Rien qu’en ce mois de janvier 2016, par exemple, dans le quartier dit Tshibangu, dans la commune de Bandalungwa, sur les trente-et-un jours du mois, en additionnant les rares heures de fourniture journalière d’électricité, on aura atteint quelque dix jours de consommation d’énergie électrique. La SNEL et les fournisseurs de programmes satellitaires (BLEUSAT, CANAL+, STARTIMES, etc.) ne reverront jamais à la baisse leurs factures, ne proposeront jamais de compensation pour les préjudices qu’ils font subir à leurs clients ! C’est donc ni plus ni moins de l’arnaque contre les pauvres consommateurs de leurs produits qu’ils ne prennent pas la peine de livrer régulièrement et intégralement. Cela s’appelle de l’escroquerie organisée, c’est-à-dire s’enrichir sur le dos de ses clients, abandonnés à eux-mêmes, sans défense. Une pratique moralement insoutenable.
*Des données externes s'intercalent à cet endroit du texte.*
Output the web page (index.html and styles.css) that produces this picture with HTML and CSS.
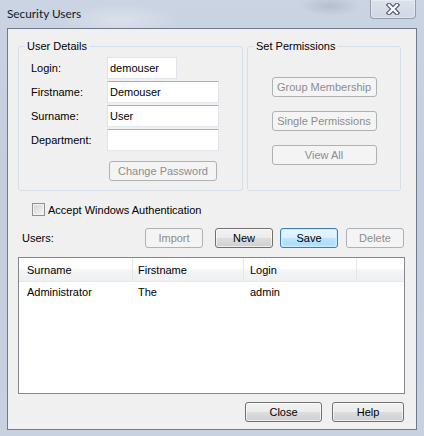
FILE: index.html
```html
<!DOCTYPE html>
<html>
<head>
<meta charset="utf-8">
<title>Security Users</title>
<link rel="stylesheet" href="styles.css">
</head>
<body>
<div class="window">
  <div class="titlebar">
    <span class="title">Security Users</span>
    <div class="close">
      <svg width="14" height="12" viewBox="0 0 14 12">
        <path d="M3 2 L11 10 M11 2 L3 10" stroke="#5a6270" stroke-width="4.6" stroke-linecap="square" fill="none"/>
        <path d="M3 2 L11 10 M11 2 L3 10" stroke="#ffffff" stroke-width="2.2" stroke-linecap="square" fill="none"/>
      </svg>
    </div>
  </div>
  <div class="client">
    <div class="groups">
      <fieldset class="group details">
        <legend>User Details</legend>
        <div class="form">
          <span class="lbl">Login:</span><div class="tb short">demouser</div>
          <span class="lbl">Firstname:</span><div class="tb">Demouser</div>
          <span class="lbl">Surname:</span><div class="tb">User</div>
          <span class="lbl">Department:</span><div class="tb"></div>
        </div>
        <div class="btn disabled cp">Change Password</div>
      </fieldset>
      <fieldset class="group perms">
        <legend>Set Permissions</legend>
        <div class="perm-list">
          <div class="btn disabled pbtn">Group Membership</div>
          <div class="btn disabled pbtn">Single Permissions</div>
          <div class="btn disabled pbtn">View All</div>
        </div>
      </fieldset>
    </div>
    <div class="check"><span class="box"></span><span>Accept Windows Authentication</span></div>
    <div class="usersbar">
      <span class="users-lbl">Users:</span>
      <div class="btn disabled b-import">Import</div>
      <div class="btn b-new">New</div>
      <div class="btn default b-save">Save</div>
      <div class="btn disabled b-delete">Delete</div>
    </div>
    <div class="list">
      <div class="lhead">
        <div class="hc c1">Surname</div>
        <div class="hc c2">Firstname</div>
        <div class="hc c3">Login</div>
        <div class="hc c4"></div>
      </div>
      <div class="lrow">
        <div class="c1">Administrator</div>
        <div class="c2">The</div>
        <div class="c3">admin</div>
        <div class="c4"></div>
      </div>
    </div>
    <div class="footer">
      <div class="btn b-close">Close</div>
      <div class="btn b-help">Help</div>
    </div>
  </div>
</div>
</body>
</html>
```

FILE: styles.css
```css
* { box-sizing: border-box; }
html, body { margin: 0; padding: 0; }
body {
  width: 424px;
  height: 436px;
  overflow: hidden;
  font-family: "Liberation Sans", Arial, sans-serif;
  font-size: 11px;
  color: #000;
}
.window {
  width: 424px;
  height: 436px;
  display: flex;
  flex-direction: column;
  padding: 0 7px 6px 7px;
  background:
    radial-gradient(ellipse 30px 10px at 330px 6px, rgba(130,140,160,0.3), rgba(130,140,160,0) 100%),
    radial-gradient(ellipse 60px 16px at 120px 20px, rgba(230,235,244,0.6), rgba(230,235,244,0) 100%),
    linear-gradient(#cbd4e2, #c3cddd 40%, #c8d1e0);
}
.titlebar {
  height: 28px;
  display: flex;
  align-items: flex-start;
}
.title {
  font-family: Lato, "Open Sans", sans-serif;
  font-size: 11.8px;
  line-height: 16px;
  padding-top: 6px;
  color: #101828;
}
.close {
  margin-left: auto;
  margin-right: 1px;
  width: 46px;
  height: 19px;
  border: 1px solid #959dab;
  border-top: none;
  border-radius: 0 0 4px 4px;
  background: linear-gradient(rgba(240,243,248,0.45), rgba(215,222,233,0.45));
  box-shadow: inset 0 0 0 1px rgba(255,255,255,0.35);
  display: flex;
  align-items: center;
  justify-content: center;
}
.client {
  flex: 1;
  border: 1px solid #6f7b8d;
  background: #f0f0f0;
  display: flex;
  flex-direction: column;
}
.groups {
  display: flex;
  gap: 4px;
  margin: 11px 0 0 10px;
}
.group {
  margin: 0;
  border: 1px solid #d5dfe5;
  border-radius: 3px;
  min-width: 0;
}
.group legend {
  padding: 0 2px;
  margin-left: 6px;
  line-height: 13px;
}
.details {
  width: 225px;
  padding: 4px 0 9px 0;
}
.perms {
  width: 154px;
  padding: 24px 0 0 0;
}
.form {
  display: grid;
  grid-template-columns: 76px auto;
  row-gap: 2px;
  padding-left: 12px;
  align-items: center;
}
.lbl { line-height: 22px; }
.tb {
  height: 22px;
  width: 112px;
  border: 1px solid;
  border-color: #abadb3 #e2e3ea #e3e9ef #e2e3ea;
  background: #fff;
  padding-left: 2px;
  line-height: 20px;
  white-space: nowrap;
}
.tb.short {
  width: 70px;
  border-color: #dfe3ea;
}
.btn {
  height: 20px;
  border: 1px solid #707070;
  border-radius: 3px;
  background: linear-gradient(#f2f2f2 0%, #ebebeb 50%, #dddddd 51%, #cfcfcf 100%);
  box-shadow: inset 0 0 0 1px rgba(255,255,255,0.65);
  color: #000;
  text-align: center;
  line-height: 18px;
  white-space: nowrap;
}
.btn.disabled {
  border-color: #adb2b5;
  background: #f4f4f4;
  box-shadow: none;
  color: #8d8d8d;
}
.btn.default {
  border-color: #3c7fb1;
  background: linear-gradient(#eaf6fd 0%, #d9f0fc 50%, #bee6fd 51%, #a7d9f5 100%);
  box-shadow: inset 0 0 0 1px #c5ecff, inset 0 0 2px 1px #e8f8ff;
}
.cp {
  width: 108px;
  margin: 10px 0 0 90px;
}
.perm-list {
  display: flex;
  flex-direction: column;
  align-items: center;
  gap: 14px;
}
.pbtn { width: 105px; }
.check {
  display: flex;
  align-items: center;
  gap: 3px;
  height: 13px;
  margin: 12px 0 0 24px;
}
.box {
  width: 13px;
  height: 13px;
  border: 1px solid #8e8f8f;
  background: linear-gradient(135deg, #cfd2d8, #f7f7f7);
  box-shadow: inset 0 0 0 1px #f4f4f4;
}
.usersbar {
  display: flex;
  align-items: center;
  height: 20px;
  margin: 12px 0 0 14px;
}
.users-lbl { width: 123px; }
.b-import { width: 58px; }
.b-new { width: 58px; margin-left: 12px; }
.b-save { width: 58px; margin-left: 7px; }
.b-delete { width: 58px; margin-left: 8px; }
.list {
  margin: 9px 0 0 10px;
  width: 387px;
  height: 137px;
  border: 1px solid #828790;
  background: #fff;
}
.lhead, .lrow {
  display: grid;
  grid-template-columns: 114px 111px 113px 1fr;
}
.lhead {
  height: 24px;
  border-bottom: 1px solid #e5e7ea;
  background: linear-gradient(#ffffff 0%, #ffffff 45%, #f3f4f6 55%, #eff0f2 100%);
}
.hc {
  line-height: 21px;
  padding-top: 2px;
  border-right: 1px solid #e3e5e8;
}
.hc.c4 { border-right: none; }
.lrow {
  height: 19px;
  line-height: 19px;
  padding-top: 1px;
}
.c1 { padding-left: 8px; }
.c2 { padding-left: 5px; }
.c3 { padding-left: 6px; }
.footer {
  display: flex;
  justify-content: flex-end;
  gap: 10px;
  margin: 8px 12px 0 0;
}
.b-close { width: 77px; }
.b-help { width: 72px; }
```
La solution – mais qui va l’imposer ? – serait d’exiger de ces fournisseurs de programmes télévisuels de procéder de la même façon que leurs collègues opérant dans le secteur des messageries électroniques : NE FACTURER QUE LES SERVICES RÉELLEMENT RENDUS, c’est-à-dire les heures réellement consommées en lieu et place du forfait pratiqué aujourd’hui selon l’abonnement choisi. Quant à la SNEL, on se demande quand interviendra finalement la libéralisation annoncée du secteur énergétique afin de mettre un terme définitif à l’amateurisme et à l’impéritie d’une société qui a montré ses limites.